The prime minister of the Portuguese Republic () is the head of the Government of Portugal. They coordinate the actions of all ministers, represent the Government as a whole, report their actions and is accountable to the Assembly of the Republic, and keep the president of the Republic informed.

There is no limit to the number of mandates as prime minister. They are appointed by the president of the Republic, after the legislative elections and after an audience with every leader of a party represented at the Assembly. It is usual for the leader of the party which receives a plurality of votes in the elections to be named prime minister.

The official residence of the prime minister is a mansion next to São Bento Palace, which, in confusion, is also often called "São Bento Palace", although many prime ministers did not live in the palace during their full mandate.

History
The origins of present office of prime minister of Portugal fall back to the beginning of the Portuguese monarchy in the 12th century. Typically, a senior official of the king of Portugal prevailed over the others, ensuring the coordination of the administration of the kingdom as a kind of prime minister. Throughout history, the prominent position fell successively on the Mayor of the Palace (Portuguese Mordomo-Mor), on the Chancellor (Chancellor-Mor), on the King's Private Secretary (Escrivão da Puridade) and on the Secretary of State (Secretário de Estado).

In 1736, three offices of secretary of state were created, with the Secretary of State of the Internal Affairs of the Kingdom (Secretário de Estado dos Negócios Interiores do Reino) occupying a prominent position over the others.
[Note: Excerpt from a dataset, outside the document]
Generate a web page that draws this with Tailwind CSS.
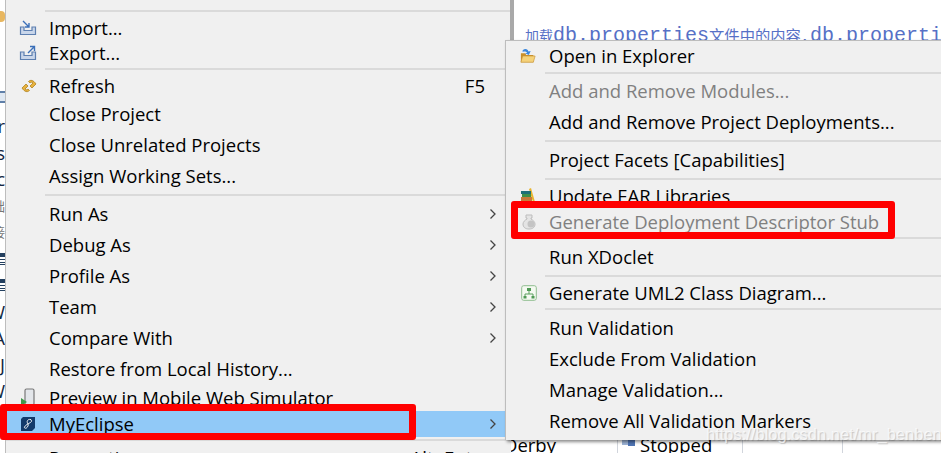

Since the 1820 Liberal Revolution of Porto, liberalism and parliamentarism were installed in the country. In the first liberal period, there were three to six secretaries of state with equal position in the hierarchy, but with the Secretary the Internal Affairs of the Kingdom (usually known by Minister of the Kingdom) continuing to occupy a prominent position. Occasionally there was a Minister Assistant to the Dispatch (Ministro Assistante ao Despacho), a coordinator of all secretaries of state, and with a post similar to that of a prime minister. After a brief absolutistic restoration, the second liberalism started. With the beginning of the Constitutional Monarchy, the office of President of the Council of Ministers (President do Conselho de Ministros) was created. The presidents of the council were clearly the heads of government of the kingdom, holding the executive power that absolute monarchs had, but were restricted by the controlling power of the National Congress.

With the advent of the Republic in the 5 October 1910 revolution, the head of government was renamed President of the Ministry (Presidente do Ministério). During this period the heads of government were under the strong power of the parliament and often fell due to parliamentary turmoils and social instability.

With the 28 May 1926 coup d'état, and eventually, after the formation of the Estado Novo quasi-fascist dictatorial regime of António de Oliveira Salazar, the prime minister was again named President of the Council of Ministers, and was nominally the most important figure in the country. First Salazar and then Marcello Caetano occupied this post for almost 42 years.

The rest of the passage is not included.